In corporate insolvency resolution processes (CIRP) involving real estate companies, IBBI says land authorities play a crucial role but currently lack mandatory representation in the CoC. At present, financial creditors are included in the CoC, while land authorities, generally being operational creditors, are not. This absence may lead to insufficient consideration of land authorities' perspectives on land-related issues and regulatory requirements, potentially causing delays or complications in implementing resolution plans due to unforeseen challenges. 
 
Moreover, valuable input from land authorities that could enhance the viability and feasibility of resolution plans is often missed, reducing coordination between the insolvency proceedings and land-related matters, the board says.
 
IBBI says, "By providing competent authorities, including the land-owning authorities, with the opportunity to offer input and raise concerns during the CIRP while preserving the decision-making authority of the CoC, the proposed changes address a significant issue in the regulatory framework. From a stakeholder perspective, the presence of such competent authorities in CoC meetings can enhance transparency and build confidence among homebuyers and other stakeholders in the resolution process."
 
According to the board, there have been instances where the allotment of land has been cancelled and the authorities have taken back possession before the insolvency commencement date (ICD).
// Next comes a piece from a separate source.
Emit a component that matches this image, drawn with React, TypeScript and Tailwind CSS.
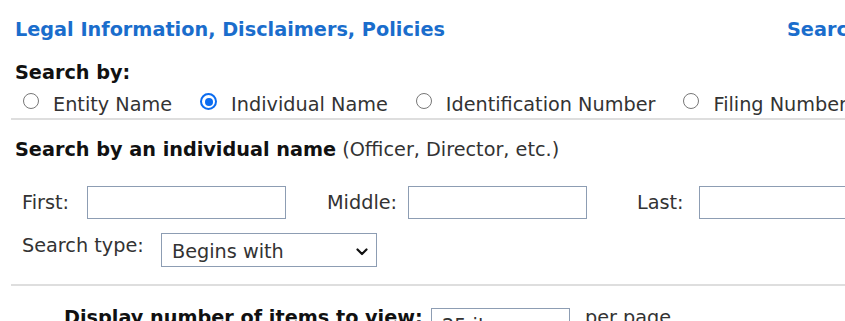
import React from "react";

const RADIOS = [
  { label: "Entity Name", checked: false },
  { label: "Individual Name", checked: true },
  { label: "Identification Number", checked: false },
  { label: "Filing Number", checked: false },
];

function Radio({ checked }: { checked: boolean }) {
  if (checked) {
    return (
      <span className="flex h-[17px] w-[17px] shrink-0 items-center justify-center rounded-full border-[2.5px] border-[#0b6cf0] bg-white">
        <span className="h-[8px] w-[8px] rounded-full bg-[#0b6cf0]" />
      </span>
    );
  }
  return <span className="h-[16px] w-[16px] shrink-0 rounded-full border border-[#777] bg-white" />;
}

function Chevron() {
  return (
    <svg width="12" height="8" viewBox="0 0 12 8" className="shrink-0">
      <path d="M1.5 1.5 L6 6 L10.5 1.5" fill="none" stroke="#111" strokeWidth="2.2" strokeLinecap="round" strokeLinejoin="round" />
    </svg>
  );
}

export default function App() {
  return (
    <div className="h-[321px] w-[845px] overflow-hidden bg-white font-['DejaVu_Sans','Verdana',sans-serif] text-[19.25px] leading-[23px] text-[#333]">
      <div className="w-[1100px]">
        <div className="flex pl-[15px] pt-[18px] font-bold text-[#1a6dcc]">
          <a className="block w-[772px] shrink-0">Legal Information, Disclaimers, Policies</a>
          <a className="block whitespace-nowrap">Search Tips</a>
        </div>

        <div className="mt-[20px] pl-[15px] font-bold text-[#111]">Search by:</div>

        <div className="mt-[9px] flex pl-[23px]">
          {RADIOS.map((r) => (
            <label key={r.label} className="mr-[28px] flex items-start gap-[14px] whitespace-nowrap">
              <Radio checked={r.checked} />
              <span>{r.label}</span>
            </label>
          ))}
        </div>

        <div className="ml-[11px] mt-[2px] h-[2px] bg-[#dedede]" />

        <div className="mt-[18px] pl-[15px]">
          <span className="font-bold text-[#111]">Search by an individual name</span> (Officer, Director, etc.)
        </div>

        <div className="mt-[25px] flex items-center pl-[22px]">
          <span className="w-[65px]">First:</span>
          <div className="h-[33px] w-[199px] border border-[#8d9db3] bg-white" />
          <span className="ml-[41px] w-[81px]">Middle:</span>
          <div className="h-[33px] w-[179px] border border-[#8d9db3] bg-white" />
          <span className="ml-[50px] w-[62px]">Last:</span>
          <div className="h-[33px] w-[199px] border border-[#8d9db3] bg-white" />
        </div>

        <div className="mt-[14px] flex items-start pl-[22px]">
          <span className="mt-[1px] w-[139px]">Search type:</span>
          <div className="flex h-[34px] w-[216px] items-center justify-between border border-[#8d9db3] bg-white pl-[10px] pr-[8px] pt-[3px]">
            <span>Begins with</span>
            <Chevron />
          </div>
        </div>

        <div className="ml-[11px] mt-[17px] h-[2px] bg-[#dedede]" />

        <div className="mt-[22px] flex items-start pl-[64px]">
          <span className="-mt-[2px] w-[367px] whitespace-nowrap font-bold text-[#111]">Display number of items to view:</span>
          <div className="flex h-[34px] w-[139px] items-center border border-[#8d9db3] bg-white pl-[10px]">
            <span>25 items</span>
          </div>
          <span className="-mt-[2px] ml-[15px]">per page</span>
        </div>
      </div>
    </div>
  );
}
This situation creates uncertainty in the CIRP as the primary asset of the CD may no longer be available. Currently, there is no specific provision in the IBBI (Insolvency Resolution Process for Corporate Persons) Regulations (the Regulation) to address this issue.
 
"By ensuring timely reporting of land allotment cancellations, the CoC will be better equipped to assess the viability of the real estate project and make decisions that best serve the interests of all stakeholders involved in the insolvency process," IBBI says.
 
In real estate insolvencies, allottees constitute a significant stakeholder group as financial creditors. The current regulatory framework allows associations of allottees to participate in the CIRP as resolution applicants. While these requirements are designed to ensure serious participation, they may inadvertently exclude genuine stakeholder groups like allottee associations from the resolution process, particularly in real estate insolvencies where allottees have the most direct interest in project completion.
 
IBBI's proposal aims to amend the CIRP regulations to expressly provide that the CoC may approve relaxations to the eligibility criteria, earnest money deposit (EMD) and performance security requirements for allottee associations or groups that represent at least 10% of allottees or 100 allottees, whichever is higher.
 
IBC recognises home-buyers as financial creditors, granting them a significant role in the CIRP. However, an issue exists in the treatment of notional interest for home-buyers' claims. The average rate of 8% specified in regulation 16A(7) of the Regulation is seen as fair for calculating the allottee's claim amount.
 
However, in practice, there are inconsistencies. While many insolvency professionals use this 8% rate for claim calculations, some apply it only to determine voting shares and not for the actual claim. This situation frequently leads home-buyers to seek orders from other forums such as RERA or consumer forums, where the orders would include the amount of such interest. 
 
IBBI says its proposed amendment would create consistency by aligning the calculation of voting rights with the valuation of claims, resulting in a more coherent framework within the insolvency process and potentially reducing litigation by providing interest within the insolvency framework.
 
The current provisions in the IBC and CIRP regulations allow for only one authorised representative (AR) per class of creditors, regardless of the class size. This can potentially lead to inadequate representation of diverse interests within the class and communication bottlenecks.
 
To address this issue, IBBI proposes allowing the appointment of facilitators for large classes of creditors, primarily to improve communication and representation.
 
The minutes of meetings in a real estate project undergoing insolvency contain discussions and decisions about the project status updates, financial decisions affecting the project, timelines for project completion, issues or challenges faced in the resolution process, any application filed before a tribunal or court by stakeholder, voting outcomes on critical decisions and CIRP cost.
 
In the normal CIRP cases, since creditors are represented in the CoC, they have access to discussions and minutes of meeting. In case of real estate cases, the home-buyers, who are financial creditors, are represented by the AR. The AR should brief the home-buyers about the discussions in the CoC. However, there are cases where there is a lack of communication between AR and home-buyers. 
 
IBBI proposes to facilitate the RP in placing the minutes of the CoC meeting on the website where all the CIRP-related information is published and uploaded by the RP. The minutes shall be provided through a secured login system to the allottees, it says.